Explode Geometry to Points — GeoJSON, Shapefile, KML and more

Extract every vertex of every feature as an individual point. Use these free browser-based tools to explode any vector dataset into its constituent coordinate points — useful for vertex analysis, coverage inspection, and point-based workflows.

What is exploding geometry to points?

Exploding geometry to points extracts every coordinate vertex from every feature in a dataset and returns each vertex as an individual Point feature. A line with 10 coordinates produces 10 points. A polygon with 50 ring vertices produces 50 points.

The output points inherit no geometry-specific properties but retain the original feature's attribute properties. This means you can trace back which original feature each vertex came from using the attribute table.

Exploding is particularly useful for checking vertex density, identifying data quality issues such as duplicate or very close vertices, and feeding coordinate data into point-based analysis workflows.

The operation runs entirely in your browser using Turf.js. No data is ever sent to a server.

Common use cases

Vertex density analysis

Check how many vertices a dataset contains and where they are concentrated — useful for identifying over-generalised or overly-detailed geometry.

Coverage inspection

Explode a polygon dataset to points to verify that all areas have adequate vertex coverage before generalisation or topology operations.

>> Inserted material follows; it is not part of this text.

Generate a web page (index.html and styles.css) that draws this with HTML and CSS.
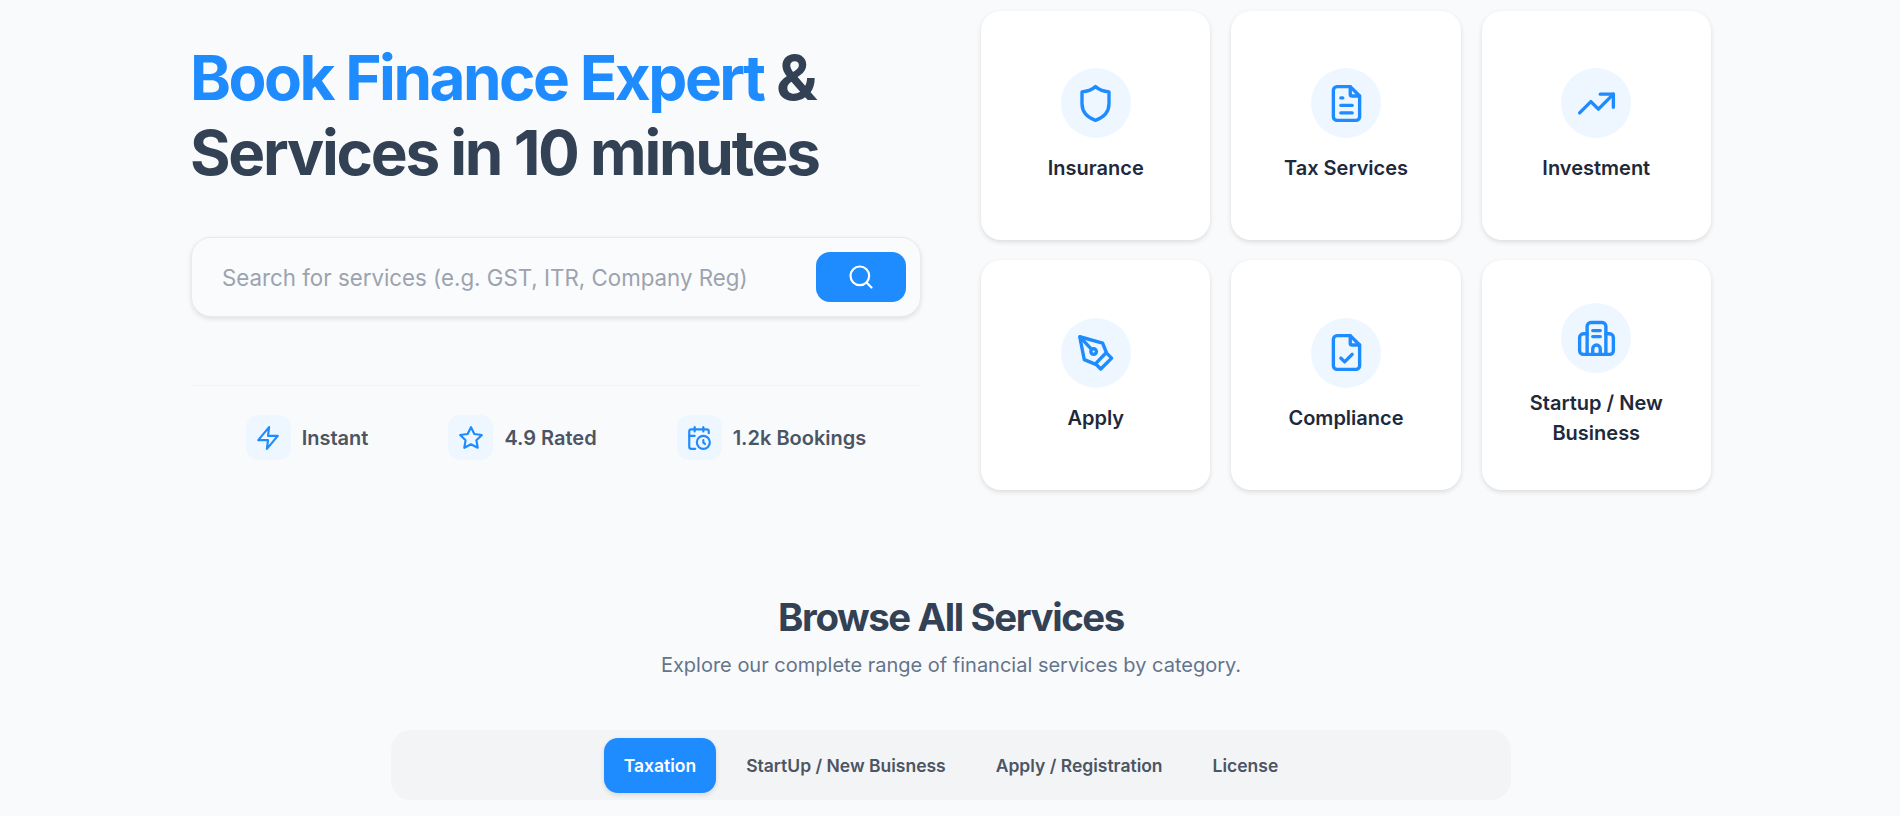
FILE: index.html

```html
<!DOCTYPE html>
<html lang="en">
<head>
    <meta charset="UTF-8">
    <meta name="viewport" content="width=device-width, initial-scale=1.0">
    <title>Book Finance Expert</title>
    <link rel="stylesheet" href="styles.css">
</head>
<body>
    <section class="hero">
        <div class="hero-left">
            <h1><span class="accent">Book Finance Expert</span> &amp;<br>Services in 10 minutes</h1>

            <form class="search">
                <input type="text" placeholder="Search for services (e.g. GST, ITR, Company Reg)">
                <button type="button" aria-label="Search">
                    <svg viewBox="0 0 24 24"><circle cx="11" cy="11" r="8"/><path d="M21 21l-4.3-4.3"/></svg>
                </button>
            </form>

            <div class="stats">
                <div class="stat">
                    <span class="stat-icon"><svg viewBox="0 0 24 24"><path d="M13 2 3 14h9l-1 8 10-12h-9l1-8z"/></svg></span>
                    Instant
                </div>
                <div class="stat">
                    <span class="stat-icon"><svg viewBox="0 0 24 24"><path d="M12 2l3.09 6.26L22 9.27l-5 4.87 1.18 6.88L12 17.77l-6.18 3.25L7 14.14 2 9.27l6.91-1.01L12 2z"/></svg></span>
                    4.9 Rated
                </div>
                <div class="stat">
                    <span class="stat-icon"><svg viewBox="0 0 24 24"><path d="M21 7.5V6a2 2 0 0 0-2-2H5a2 2 0 0 0-2 2v14a2 2 0 0 0 2 2h3.5"/><path d="M16 2v4"/><path d="M8 2v4"/><path d="M3 10h5"/><path d="M17.5 17.5 16 16.3V14"/><circle cx="16" cy="16" r="6"/></svg></span>
                    1.2k Bookings
                </div>
            </div>
        </div>

        <div class="cards">
            <a class="card">
                <span class="card-icon"><svg viewBox="0 0 24 24"><path d="M12 3c2 1.700 4.200 2.600 7.200 2.800V12c0 4.500-3 7.500-7.200 9-4.200-1.500-7.200-4.500-7.200-9V5.800c3-.2 5.200-1.100 7.200-2.800z"/></svg></span>
                <span class="card-label">Insurance</span>
            </a>
            <a class="card">
                <span class="card-icon"><svg viewBox="0 0 24 24"><path d="M14 3v4a1 1 0 0 0 1 1h4"/><path d="M17 21H7a2 2 0 0 1-2-2V5a2 2 0 0 1 2-2h7l5 5v11a2 2 0 0 1-2 2z"/><path d="M9 9h1"/><path d="M9 13h6"/><path d="M9 17h6"/></svg></span>
                <span class="card-label">Tax Services</span>
            </a>
            <a class="card">
                <span class="card-icon"><svg viewBox="0 0 24 24"><path d="M3 17l6-6 4 4 8-8"/><path d="M14 7h7v7"/></svg></span>
                <span class="card-label">Investment</span>
            </a>
            <a class="card">
                <span class="card-icon"><svg viewBox="0 0 24 24"><path d="M3.600 3.600 15.800 7l2 5-6 6.200-5.800-2.400z"/><path d="M17.800 12.200l2.800 2.800-5.800 5.800-2.800-2.800"/><path d="M3.800 3.800l6 6.400"/><circle cx="11" cy="11.500" r="1.500"/></svg></span>
                <span class="card-label">Apply</span>
            </a>
            <a class="card">
                <span class="card-icon"><svg viewBox="0 0 24 24"><path d="M14 3v4a1 1 0 0 0 1 1h4"/><path d="M17 21H7a2 2 0 0 1-2-2V5a2 2 0 0 1 2-2h7l5 5v11a2 2 0 0 1-2 2z"/><path d="M9 15l2 2 4-4"/></svg></span>
                <span class="card-label">Compliance</span>
            </a>
            <a class="card">
                <span class="card-icon"><svg viewBox="0 0 24 24"><path d="M7 21V6a2 2 0 0 1 2-2h6a2 2 0 0 1 2 2v15"/><path d="M7 10H5a2 2 0 0 0-2 2v7a2 2 0 0 0 2 2h14a2 2 0 0 0 2-2v-7a2 2 0 0 0-2-2h-2"/><path d="M10 8.300h4"/><path d="M10 11.500h4"/><path d="M10 21v-3a2 2 0 0 1 4 0v3"/></svg></span>
                <span class="card-label">Startup / New Business</span>
            </a>
        </div>
    </section>

    <section class="browse">
        <h2>Browse All Services</h2>
        <p>Explore our complete range of financial services by category.</p>

        <div class="tabs">
            <button class="tab active">Taxation</button>
            <button class="tab">StartUp / New Buisness</button>
            <button class="tab">Apply / Registration</button>
            <button class="tab">License</button>
        </div>
    </section>
</body>
</html>
```

FILE: styles.css

```css
* {
    box-sizing: border-box;
}
html, body {
    height: 816px;
    overflow: hidden;
}
body {
    margin: 0;
    padding-left: 2px;
    background-color: #f9fafc;
    font-family: Inter, "Noto Sans", sans-serif;
    color: #334155;
}
svg {
    display: block;
    fill: none;
    stroke: #1e8bff;
    stroke-linecap: round;
    stroke-linejoin: round;
}
.hero {
    width: 1520px;
    margin: 0 auto;
    padding-top: 11px;
    display: grid;
    grid-template-columns: 730px 730px;
    column-gap: 60px;
}
.hero-left {
    padding-top: 29px;
}
h1 {
    margin: 0 0 0 -1px;
    font-size: 62px;
    line-height: 75px;
    font-weight: 700;
    letter-spacing: -2.250px;
}
.accent {
    color: #1e8bff;
    letter-spacing: -2.500px;
}
.search {
    margin-top: 47px;
    height: 80px;
    padding: 0 14px 0 28px;
    display: flex;
    align-items: center;
    background-color: #fafbfd;
    border: 1px solid #e8eaee;
    border-radius: 20px;
    box-shadow: 0 2px 5px rgba(0, 0, 0, 0.1);
}
.search input {
    flex: 1;
    min-width: 0;
    border: none;
    outline: none;
    background: transparent;
    font-family: inherit;
    font-size: 22.300px;
    color: #334155;
}
.search input::placeholder {
    color: #9ca3af;
}
.search button {
    width: 90px;
    height: 50px;
    display: flex;
    align-items: center;
    justify-content: center;
    background-color: #1e8bff;
    border: none;
    border-radius: 14px;
}
.search svg {
    width: 28px;
    height: 28px;
    stroke: #fff;
    stroke-width: 1.9;
}
.stats {
    margin-top: 68px;
    padding-top: 29px;
    display: flex;
    justify-content: center;
    gap: 80px;
    border-top: 1px solid #f1f3f6;
}
.stat {
    display: flex;
    align-items: center;
    gap: 11px;
    font-size: 20px;
    font-weight: 600;
    color: #4b5563;
}
.stat-icon {
    width: 45px;
    height: 45px;
    display: flex;
    align-items: center;
    justify-content: center;
    background-color: #eef7ff;
    border-radius: 12px;
}
.stat-icon svg {
    width: 26px;
    height: 26px;
    stroke-width: 2;
}
.cards {
    display: grid;
    grid-template-columns: repeat(3, 1fr);
    grid-auto-rows: 229.470px;
    gap: 20px 20.800px;
}
.card {
    padding: 0 20px;
    display: flex;
    flex-direction: column;
    align-items: center;
    justify-content: center;
    gap: 15px;
    background-color: #fff;
    border-radius: 20px;
    box-shadow: 0 2px 5px rgba(0, 0, 0, 0.12);
    text-align: center;
}
.card-icon {
    width: 70px;
    height: 70px;
    display: flex;
    align-items: center;
    justify-content: center;
    background-color: #eef7ff;
    border-radius: 50%;
}
.card-icon svg {
    width: 45px;
    height: 45px;
    stroke-width: 1.8;
}
.card-label {
    font-size: 20px;
    line-height: 30px;
    font-weight: 600;
    color: #1e293b;
}
.browse {
    padding-top: 101.800px;
    text-align: center;
}
h2 {
    margin: 0;
    font-size: 38.400px;
    line-height: 50px;
    font-weight: 700;
    letter-spacing: -1.400px;
}
.browse p {
    margin: 8px 0 0;
    font-size: 20px;
    line-height: 30px;
    color: #64748b;
}
.tabs {
    width: 1120px;
    height: 70px;
    margin: 50.300px auto 0;
    display: flex;
    align-items: center;
    justify-content: center;
    gap: 10px;
    background-color: #f3f4f6;
    border-radius: 20px;
}
.tab {
    height: 55px;
    padding: 0 20px;
    background: none;
    border: none;
    border-radius: 14px;
    font-family: inherit;
    font-size: 17.500px;
    font-weight: 600;
    color: #4b5563;
}
.tab.active {
    background-color: #1e8bff;
    color: #fff;
    box-shadow: 0 2px 5px rgba(0, 0, 0, 0.12);
}
```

Point-based interpolation input

Convert polygon or line vertices to points for use as input to interpolation tools such as IDW or kriging.

Duplicate vertex detection

Explode a dataset and then inspect the point cloud for duplicate or near-duplicate coordinates that indicate geometry quality issues.

How to use

  1. 1

    Upload your vector file (GeoJSON, Shapefile ZIP, KML, GeoPackage, or GML).

  2. 2

    The file is parsed in your browser using GDAL WebAssembly and converted to GeoJSON.

  3. 3

    Turf.js extracts every coordinate from every feature as an individual Point feature.

  4. 4

    The resulting point cloud is converted back to your chosen format and downloaded.

Frequently asked questions

Does exploding work on point features?

Yes — a Point feature explodes to a single output point. The operation is valid but produces no change for point geometry.

Do output points inherit the original feature attributes?

Yes. Each output point retains the properties of the feature whose geometry it was extracted from.

Will polygon ring closure vertices be included?

Yes. Polygon rings are closed, so the first coordinate is repeated as the last. Both instances are included in the output, resulting in a duplicate point at the ring closure.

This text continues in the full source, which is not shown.